At the very least, all conservatives are to be about Rule of Law, but too often Rule of Law doesn't enter into the discussion when it undermines the point we'd like to make. Expedience trumps integrity. (Apropos Rule of Law - disrespecting our country is legal, whether we like it or not. Yet the Right is conspicuously silent on the constitutional rights of these juvenile knee-takers. Just like the Left refuses to acknowledge the inappropriateness of such outrageous behavior.)

Unfortunately, the fact of the matter is much is permitted in this great country of ours under the rubric of "freedom of speech." For instance, we have this "American" idea that even blasphemy should be legal lest we become like a Muslim state. Where did that come from? False dilemma, obviously, but our schools don't teach critical thinking. Maybe that's where it comes from? No, bad reasoning is an ethical matter more than one of aptitude or education. Intelligent people can appear quite foolish when on the wrong side of an issue. Stephen Hawking.

Well, I'd say states' rights got swallowed up by the Federal Government long ago. I'd also say Texas pretty much had it right on this issue of flag desecration back in '89. (Though their criminal appeals court did rule contrary to the states' original ruling and subsequent appeal, as did the SCOTUS.)

Given the perpetual erosion of states' rights, maybe we can at least uphold NFL owners' rights? While I'm hoping, maybe players might one day consider taking a knee in church on Sunday - before heading off to work, of course. *sigh*

Truth may and can triumph over party. And, it most certainly should.

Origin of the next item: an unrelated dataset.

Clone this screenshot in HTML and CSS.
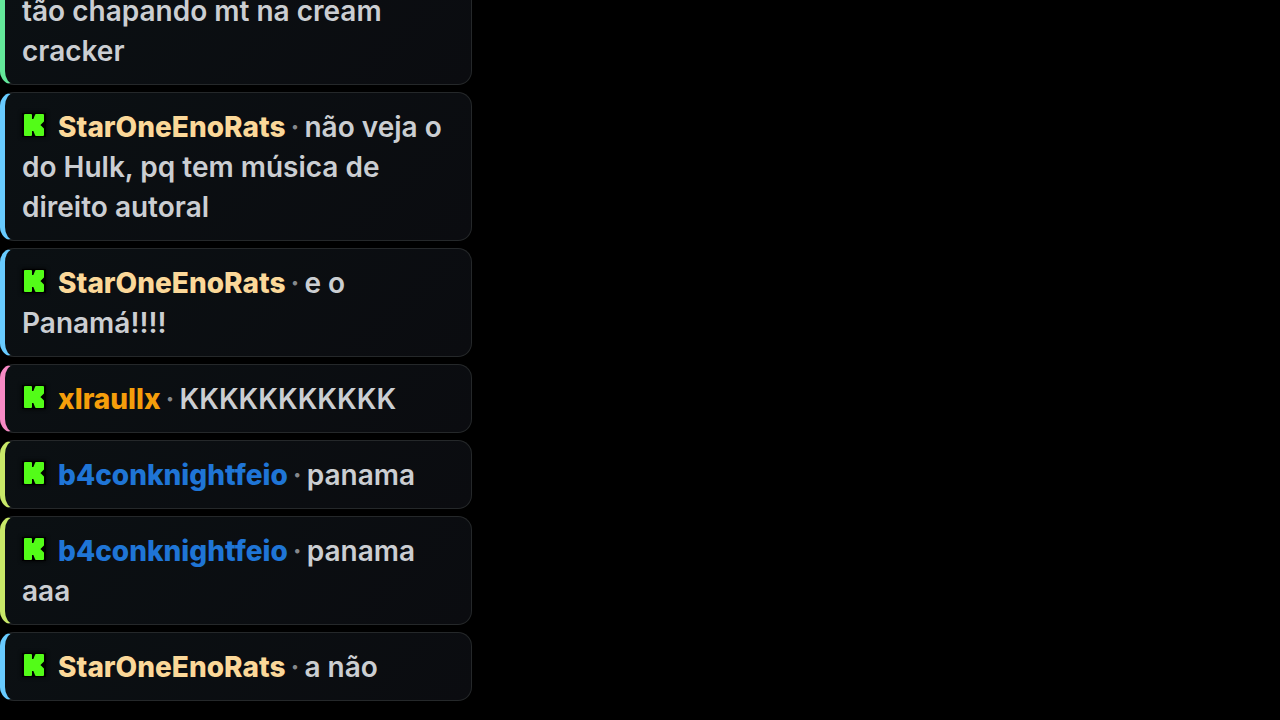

(*Antonin Scalia was in the 5-4 majority. Yet interestingly enough, what ended up being a defining moment in legalizing U.S. defiance took place during the 1984 Republican National Convention due to "disagreement" over certain Reagan policies. Be careful whom you appoint I guess. Oh well... If only man-on-the-street Jesse Watters could've interviewed the communist activist that night in '89 on the depth and breadth of his ideology.)